* **EXERCISE DESCRIPTION**
Output the full listing below exactly, without the pictures.
— Begin —
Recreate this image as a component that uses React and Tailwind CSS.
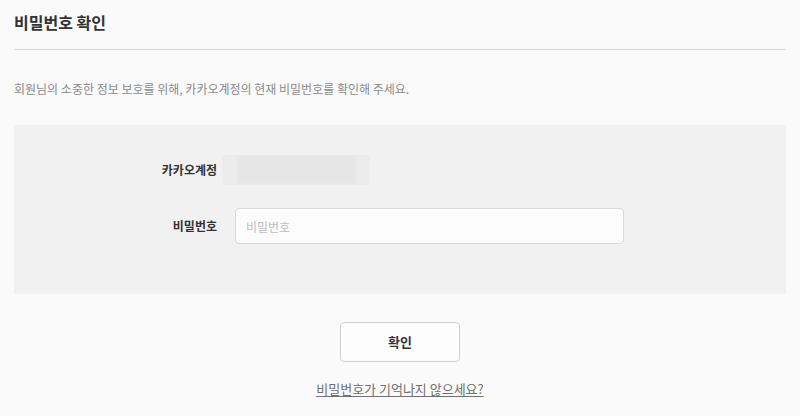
import React from 'react';

const font = { fontFamily: '"Noto Sans CJK KR", "Noto Sans", sans-serif' };

const App = () => {
  return (
    <div className="min-h-screen w-[800px] h-[416px] bg-[#fafafa] px-[14px] overflow-hidden" style={font}>
      {/* 제목 */}
      <div className="h-[50px] pt-[11px] border-b border-[#d4d4d4]">
        <h1 className="text-[16px] leading-[22px] font-bold text-[#333]">비밀번호 확인</h1>
      </div>

      <p className="mt-[30px] text-[12px] leading-[18px] text-[#8a8a8a]">
        회원님의 소중한 정보 보호를 위해, 카카오계정의 현재 비밀번호를 확인해 주세요.
      </p>

      {/* 입력 영역 */}
      <div className="mt-[27px] h-[169px] bg-[#f1f1f1] pt-[30px]">
        <div className="flex items-center h-[30px]">
          <div className="w-[203px] text-right text-[12px] font-bold text-[#333]">카카오계정</div>
          <div className="ml-[5px] w-[148px] h-[30px] bg-[#ececec] flex justify-center items-center">
            <div className="w-[119px] h-[28px] bg-[#e6e6e6] blur-[1px]" />
          </div>
        </div>
        <div className="flex items-center mt-[23px]">
          <div className="w-[203px] text-right text-[12px] font-bold text-[#333]">비밀번호</div>
          <input
            type="password"
            placeholder="비밀번호"
            className="ml-[18px] w-[389px] h-[36px] px-[10px] rounded-[4px] border border-[#d9d9d9] bg-[#fcfcfc] text-[12px] text-[#333] placeholder:text-[#bdbdbd] outline-none"
            style={font}
          />
        </div>
      </div>

      <div className="flex flex-col items-center">
        <button
          className="mt-[28px] w-[120px] h-[40px] rounded-[4px] border border-[#cfcfcf] bg-[#fdfdfd] text-[13px] font-bold text-[#333]"
          style={font}
        >
          확인
        </button>
        <a href="#" className="mt-[18px] text-[13px] leading-[18px] text-[#707070] underline underline-offset-2">
          비밀번호가 기억나지 않으세요?
        </a>
      </div>
    </div>
  );
};

export default App;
— End —
* **THE RESPONSE**
Recreate this image as a component that uses React and Tailwind CSS.
import React from 'react';

const font = { fontFamily: '"Noto Sans CJK KR", "Noto Sans", sans-serif' };

const App = () => {
  return (
    <div className="min-h-screen w-[800px] h-[416px] bg-[#fafafa] px-[14px] overflow-hidden" style={font}>
      {/* 제목 */}
      <div className="h-[50px] pt-[11px] border-b border-[#d4d4d4]">
        <h1 className="text-[16px] leading-[22px] font-bold text-[#333]">비밀번호 확인</h1>
      </div>

      <p className="mt-[30px] text-[12px] leading-[18px] text-[#8a8a8a]">
        회원님의 소중한 정보 보호를 위해, 카카오계정의 현재 비밀번호를 확인해 주세요.
      </p>

      {/* 입력 영역 */}
      <div className="mt-[27px] h-[169px] bg-[#f1f1f1] pt-[30px]">
        <div className="flex items-center h-[30px]">
          <div className="w-[203px] text-right text-[12px] font-bold text-[#333]">카카오계정</div>
          <div className="ml-[5px] w-[148px] h-[30px] bg-[#ececec] flex justify-center items-center">
            <div className="w-[119px] h-[28px] bg-[#e6e6e6] blur-[1px]" />
          </div>
        </div>
        <div className="flex items-center mt-[23px]">
          <div className="w-[203px] text-right text-[12px] font-bold text-[#333]">비밀번호</div>
          <input
            type="password"
            placeholder="비밀번호"
            className="ml-[18px] w-[389px] h-[36px] px-[10px] rounded-[4px] border border-[#d9d9d9] bg-[#fcfcfc] text-[12px] text-[#333] placeholder:text-[#bdbdbd] outline-none"
            style={font}
          />
        </div>
      </div>

      <div className="flex flex-col items-center">
        <button
          className="mt-[28px] w-[120px] h-[40px] rounded-[4px] border border-[#cfcfcf] bg-[#fdfdfd] text-[13px] font-bold text-[#333]"
          style={font}
        >
          확인
        </button>
        <a href="#" className="mt-[18px] text-[13px] leading-[18px] text-[#707070] underline underline-offset-2">
          비밀번호가 기억나지 않으세요?
        </a>
      </div>
    </div>
  );
};

export default App;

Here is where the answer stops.